- Recovery will be difficult because of challenges in hiring and poor perceptions of hospitality jobs.
- Meeting and event companies will need to continue to offer remote work and other flexible work options.
- Early indicators show a demand for in-person and hybrid meetings.
- Business travel may change to more multi-day trips and fewer day trips, reduced frequency of meetings.
As meeting and event executives look at key metrics such as the labor force participation rate and venue booking data, the reality is that the hospitality workforce has changed.
Industry leaders will have to address its workforce needs as well those of meeting and event clients who are also confronting changes in how their employees want to meet and travel, according to experts in two panels at Event Leaders Live: Business, Design & Strategy Summit on June 3.
In “The Human Side of Recovery: How People Will Restore Our Industry,” Steve O’Malley, executive vice president and COO at Maritz Global Events, predicted a difficult road back. “I wish I could say this is over, but it’s not close to being over,” he said. “The recovery from this pandemic will be as difficult as what we went through in a different way as the downturn. My fear is we as an industry are underestimating how steep the curve back up is going to be.”
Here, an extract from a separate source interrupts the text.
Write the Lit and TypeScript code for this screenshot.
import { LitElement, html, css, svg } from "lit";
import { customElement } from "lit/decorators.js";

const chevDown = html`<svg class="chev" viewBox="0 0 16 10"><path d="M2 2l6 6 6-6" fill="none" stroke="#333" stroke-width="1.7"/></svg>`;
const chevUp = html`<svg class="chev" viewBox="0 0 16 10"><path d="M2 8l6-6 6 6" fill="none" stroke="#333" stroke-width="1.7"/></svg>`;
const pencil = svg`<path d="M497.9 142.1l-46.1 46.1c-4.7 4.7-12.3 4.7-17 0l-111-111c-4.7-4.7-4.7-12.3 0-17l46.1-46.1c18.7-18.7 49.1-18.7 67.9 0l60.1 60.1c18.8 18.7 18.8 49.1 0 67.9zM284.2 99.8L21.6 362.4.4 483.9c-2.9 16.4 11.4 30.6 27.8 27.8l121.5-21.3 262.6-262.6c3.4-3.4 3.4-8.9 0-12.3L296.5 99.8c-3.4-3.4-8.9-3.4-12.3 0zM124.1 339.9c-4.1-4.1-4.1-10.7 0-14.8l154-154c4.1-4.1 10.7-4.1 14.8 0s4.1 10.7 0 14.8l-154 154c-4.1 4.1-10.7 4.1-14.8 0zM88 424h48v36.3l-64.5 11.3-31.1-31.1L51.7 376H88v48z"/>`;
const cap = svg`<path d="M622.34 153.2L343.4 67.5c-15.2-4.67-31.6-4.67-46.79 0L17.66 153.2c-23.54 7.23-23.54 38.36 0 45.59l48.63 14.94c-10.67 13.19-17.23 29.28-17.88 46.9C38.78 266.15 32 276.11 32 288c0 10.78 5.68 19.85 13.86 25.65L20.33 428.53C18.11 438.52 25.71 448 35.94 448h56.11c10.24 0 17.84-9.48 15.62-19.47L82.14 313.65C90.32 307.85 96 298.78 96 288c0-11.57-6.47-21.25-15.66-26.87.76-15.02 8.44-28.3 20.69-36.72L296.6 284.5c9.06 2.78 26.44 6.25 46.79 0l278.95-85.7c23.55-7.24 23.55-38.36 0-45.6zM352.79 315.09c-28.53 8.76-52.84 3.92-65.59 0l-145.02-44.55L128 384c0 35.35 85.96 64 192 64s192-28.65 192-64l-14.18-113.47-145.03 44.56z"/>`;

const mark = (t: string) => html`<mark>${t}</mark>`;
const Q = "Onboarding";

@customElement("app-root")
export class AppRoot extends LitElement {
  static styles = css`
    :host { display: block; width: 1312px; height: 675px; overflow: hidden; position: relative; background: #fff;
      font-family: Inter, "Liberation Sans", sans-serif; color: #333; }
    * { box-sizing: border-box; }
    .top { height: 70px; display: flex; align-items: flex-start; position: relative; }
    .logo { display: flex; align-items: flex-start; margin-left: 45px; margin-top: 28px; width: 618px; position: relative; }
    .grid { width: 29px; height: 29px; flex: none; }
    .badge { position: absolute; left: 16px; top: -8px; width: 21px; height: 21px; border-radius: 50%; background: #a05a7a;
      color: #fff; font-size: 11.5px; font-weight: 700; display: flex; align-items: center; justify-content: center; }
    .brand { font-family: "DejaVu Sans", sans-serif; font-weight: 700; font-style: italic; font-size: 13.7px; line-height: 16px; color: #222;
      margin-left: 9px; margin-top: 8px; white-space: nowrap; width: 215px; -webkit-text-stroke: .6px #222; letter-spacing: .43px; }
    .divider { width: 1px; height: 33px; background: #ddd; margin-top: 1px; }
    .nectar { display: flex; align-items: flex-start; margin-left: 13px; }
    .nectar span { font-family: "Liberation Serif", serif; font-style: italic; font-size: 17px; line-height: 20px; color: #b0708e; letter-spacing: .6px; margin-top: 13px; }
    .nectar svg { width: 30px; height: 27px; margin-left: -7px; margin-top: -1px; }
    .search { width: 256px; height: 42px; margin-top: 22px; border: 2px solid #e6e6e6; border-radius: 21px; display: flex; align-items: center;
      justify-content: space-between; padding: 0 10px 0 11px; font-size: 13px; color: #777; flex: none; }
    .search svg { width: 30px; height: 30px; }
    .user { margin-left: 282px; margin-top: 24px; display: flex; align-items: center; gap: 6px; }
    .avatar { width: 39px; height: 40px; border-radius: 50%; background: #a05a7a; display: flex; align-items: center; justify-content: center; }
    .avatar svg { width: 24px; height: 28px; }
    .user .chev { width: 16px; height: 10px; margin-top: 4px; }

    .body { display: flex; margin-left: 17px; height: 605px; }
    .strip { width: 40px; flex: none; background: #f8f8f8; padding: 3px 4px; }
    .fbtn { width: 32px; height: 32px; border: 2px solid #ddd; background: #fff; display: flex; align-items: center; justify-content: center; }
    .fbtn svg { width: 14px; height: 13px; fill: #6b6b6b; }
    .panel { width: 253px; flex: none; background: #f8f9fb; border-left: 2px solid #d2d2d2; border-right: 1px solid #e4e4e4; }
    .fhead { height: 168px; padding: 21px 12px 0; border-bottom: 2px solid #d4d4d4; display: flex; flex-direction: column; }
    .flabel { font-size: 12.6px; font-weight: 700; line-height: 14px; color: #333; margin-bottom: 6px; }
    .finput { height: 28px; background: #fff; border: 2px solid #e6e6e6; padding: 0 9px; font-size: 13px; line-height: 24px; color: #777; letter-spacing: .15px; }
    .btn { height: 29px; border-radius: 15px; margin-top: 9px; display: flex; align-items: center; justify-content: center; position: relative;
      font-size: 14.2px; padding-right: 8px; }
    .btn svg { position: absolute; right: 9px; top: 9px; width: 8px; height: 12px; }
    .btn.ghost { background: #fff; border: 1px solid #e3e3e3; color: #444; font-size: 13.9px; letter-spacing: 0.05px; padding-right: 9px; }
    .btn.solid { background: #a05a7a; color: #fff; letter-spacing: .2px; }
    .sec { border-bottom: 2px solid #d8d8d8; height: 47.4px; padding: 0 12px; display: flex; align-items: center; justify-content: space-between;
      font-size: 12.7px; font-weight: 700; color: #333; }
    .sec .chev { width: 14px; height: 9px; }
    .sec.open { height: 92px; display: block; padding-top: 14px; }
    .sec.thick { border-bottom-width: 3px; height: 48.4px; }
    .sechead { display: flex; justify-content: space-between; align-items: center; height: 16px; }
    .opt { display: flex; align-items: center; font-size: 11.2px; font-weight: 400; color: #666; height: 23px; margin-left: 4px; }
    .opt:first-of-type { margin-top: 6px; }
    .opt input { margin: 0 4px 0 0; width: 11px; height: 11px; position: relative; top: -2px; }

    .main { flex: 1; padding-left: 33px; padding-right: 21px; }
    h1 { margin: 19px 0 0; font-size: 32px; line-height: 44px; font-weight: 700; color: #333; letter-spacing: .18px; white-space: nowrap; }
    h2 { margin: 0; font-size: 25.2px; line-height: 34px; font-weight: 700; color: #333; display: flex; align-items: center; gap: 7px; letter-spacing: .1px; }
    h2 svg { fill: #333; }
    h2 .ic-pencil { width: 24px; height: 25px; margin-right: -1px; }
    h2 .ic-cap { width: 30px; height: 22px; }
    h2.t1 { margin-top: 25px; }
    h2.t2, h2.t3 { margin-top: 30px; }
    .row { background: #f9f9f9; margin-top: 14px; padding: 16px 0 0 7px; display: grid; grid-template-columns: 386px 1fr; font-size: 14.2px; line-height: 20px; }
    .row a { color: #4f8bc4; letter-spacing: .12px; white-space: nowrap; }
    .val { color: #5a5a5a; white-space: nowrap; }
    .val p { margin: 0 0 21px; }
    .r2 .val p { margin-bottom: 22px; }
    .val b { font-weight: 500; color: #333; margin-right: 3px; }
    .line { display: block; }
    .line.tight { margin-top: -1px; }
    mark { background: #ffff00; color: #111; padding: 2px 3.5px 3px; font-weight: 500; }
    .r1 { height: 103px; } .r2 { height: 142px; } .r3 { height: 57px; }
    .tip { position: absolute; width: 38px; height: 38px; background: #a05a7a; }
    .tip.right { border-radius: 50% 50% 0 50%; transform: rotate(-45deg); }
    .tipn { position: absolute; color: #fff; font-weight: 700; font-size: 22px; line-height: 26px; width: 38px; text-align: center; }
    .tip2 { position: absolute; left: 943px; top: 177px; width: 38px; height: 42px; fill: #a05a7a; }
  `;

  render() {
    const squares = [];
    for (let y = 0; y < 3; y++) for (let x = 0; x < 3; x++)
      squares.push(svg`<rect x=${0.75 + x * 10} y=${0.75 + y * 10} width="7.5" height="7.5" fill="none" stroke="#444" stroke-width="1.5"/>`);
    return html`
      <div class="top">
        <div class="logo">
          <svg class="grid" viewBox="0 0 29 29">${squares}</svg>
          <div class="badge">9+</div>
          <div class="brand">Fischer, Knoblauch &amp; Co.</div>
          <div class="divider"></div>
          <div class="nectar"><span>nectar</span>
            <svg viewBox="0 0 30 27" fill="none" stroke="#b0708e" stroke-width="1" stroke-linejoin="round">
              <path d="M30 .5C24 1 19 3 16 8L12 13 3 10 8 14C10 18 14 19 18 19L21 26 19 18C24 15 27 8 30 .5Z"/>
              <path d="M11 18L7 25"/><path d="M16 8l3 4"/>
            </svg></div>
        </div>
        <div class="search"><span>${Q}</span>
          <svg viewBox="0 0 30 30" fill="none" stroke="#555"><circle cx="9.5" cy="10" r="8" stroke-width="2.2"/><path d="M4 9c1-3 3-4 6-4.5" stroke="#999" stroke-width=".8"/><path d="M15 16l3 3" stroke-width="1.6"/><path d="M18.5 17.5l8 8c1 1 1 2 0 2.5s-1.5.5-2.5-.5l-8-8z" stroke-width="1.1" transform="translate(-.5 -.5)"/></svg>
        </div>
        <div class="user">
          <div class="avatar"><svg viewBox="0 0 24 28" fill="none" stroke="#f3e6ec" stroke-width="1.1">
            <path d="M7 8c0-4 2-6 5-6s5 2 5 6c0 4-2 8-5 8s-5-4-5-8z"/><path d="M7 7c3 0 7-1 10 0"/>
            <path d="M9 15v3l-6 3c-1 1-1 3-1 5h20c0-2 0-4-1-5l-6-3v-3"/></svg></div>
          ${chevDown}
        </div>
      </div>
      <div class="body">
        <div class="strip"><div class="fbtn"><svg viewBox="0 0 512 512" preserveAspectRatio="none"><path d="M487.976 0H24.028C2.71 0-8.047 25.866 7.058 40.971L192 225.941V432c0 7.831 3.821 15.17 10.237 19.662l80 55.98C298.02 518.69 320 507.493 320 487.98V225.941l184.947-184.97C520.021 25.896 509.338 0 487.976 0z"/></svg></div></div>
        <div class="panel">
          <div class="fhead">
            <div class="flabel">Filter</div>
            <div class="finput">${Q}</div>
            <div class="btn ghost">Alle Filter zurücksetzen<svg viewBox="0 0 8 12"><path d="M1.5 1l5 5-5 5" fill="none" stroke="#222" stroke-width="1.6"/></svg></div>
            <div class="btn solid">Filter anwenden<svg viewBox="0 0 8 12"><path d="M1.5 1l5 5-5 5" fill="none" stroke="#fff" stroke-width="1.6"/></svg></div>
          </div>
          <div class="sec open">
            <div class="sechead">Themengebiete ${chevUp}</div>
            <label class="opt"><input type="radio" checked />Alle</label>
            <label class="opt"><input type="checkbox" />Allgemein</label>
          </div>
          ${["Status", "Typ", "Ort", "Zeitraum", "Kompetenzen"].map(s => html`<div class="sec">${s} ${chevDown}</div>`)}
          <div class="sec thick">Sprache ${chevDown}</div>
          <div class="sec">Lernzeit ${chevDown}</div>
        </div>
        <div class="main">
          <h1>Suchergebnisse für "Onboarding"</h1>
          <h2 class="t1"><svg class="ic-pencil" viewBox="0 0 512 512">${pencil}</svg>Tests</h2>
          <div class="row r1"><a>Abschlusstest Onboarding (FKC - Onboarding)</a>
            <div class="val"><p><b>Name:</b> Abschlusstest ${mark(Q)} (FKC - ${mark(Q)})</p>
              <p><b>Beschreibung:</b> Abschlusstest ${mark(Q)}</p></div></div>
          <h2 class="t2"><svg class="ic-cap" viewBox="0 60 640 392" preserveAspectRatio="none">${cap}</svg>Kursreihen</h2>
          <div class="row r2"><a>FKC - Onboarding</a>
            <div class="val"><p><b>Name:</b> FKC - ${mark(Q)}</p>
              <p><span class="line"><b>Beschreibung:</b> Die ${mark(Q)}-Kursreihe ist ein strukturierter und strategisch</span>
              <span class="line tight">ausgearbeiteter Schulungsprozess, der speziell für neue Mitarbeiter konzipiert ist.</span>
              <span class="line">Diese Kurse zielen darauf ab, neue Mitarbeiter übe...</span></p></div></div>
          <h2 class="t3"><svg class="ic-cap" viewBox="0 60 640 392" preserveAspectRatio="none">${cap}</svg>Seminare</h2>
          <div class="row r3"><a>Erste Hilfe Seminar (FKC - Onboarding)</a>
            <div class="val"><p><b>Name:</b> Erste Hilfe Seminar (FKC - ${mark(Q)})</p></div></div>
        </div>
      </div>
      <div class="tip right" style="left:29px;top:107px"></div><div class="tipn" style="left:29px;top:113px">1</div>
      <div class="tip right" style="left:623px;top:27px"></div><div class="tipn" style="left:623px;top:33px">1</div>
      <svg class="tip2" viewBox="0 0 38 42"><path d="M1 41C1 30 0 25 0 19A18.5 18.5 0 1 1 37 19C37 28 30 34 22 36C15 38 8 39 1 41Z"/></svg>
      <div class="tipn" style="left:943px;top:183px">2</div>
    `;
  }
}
With a significant portion of the hospitality workforce diminished because of layoffs, furloughs, and people who left for other industries, companies now need to do some cheerleading and confidence-building to bring back that workforce.
“As things begin to open up, there’s a bit of trust that we’re going to have to rebuild with the working population to invite them back into the great work that we do,” O’Malley said. “We as an industry have a PR issue we need to address.”
Rob Adams, president and CEO of the meeting and incentive agency Bishop-McCann, said employers will need to be more flexible with remote work and other options to accommodate employees. To mitigate hiring challenges, he suggested strategies such as staying connected to furloughed or laid-off employees, establishing a return-to-work plan, showing empathy as workers return to a changed industry, and accommodating remote-work options. He also advised leadership to project confidence that the industry is going to come back.
There are signs of that recovery already. In a panel on how changes in work flexibility and business travel will impact meetings, Ryan Simonetti, CEO and co-founder of the meeting space and coworking company Convene, reported strong pent-up demand for in-person and hybrid meetings for the remainder of 2021 and beyond.
“We’re seeing a pretty big influx of demand for smaller meetings, strategic offsites, even client meetings where you see the need for companies and teams—even the most progressive ones who are along the remote-first curve—needing to get together for culture, collaboration, building trusts and relationships,” Simonetti said.
Key dates he’s looking at are September, when a large cohort of employees are expected to return to the office—and in April, when it’s possible to analyze six months of data.
Suzanne Neufang, CEO and executive director of the Global Business Travel Association, cautioned that businesses are still being strict about approving travel for in-person meetings.
She also predicted that the standard in-person quarterly meeting with clients might become annual meetings and that road warriors would plan more multi-city trips rather than several day trips.
“Traveler sentiment says they do want to get back on the road again as soon as they get back in offices,” she said. “There’s a parallel there.”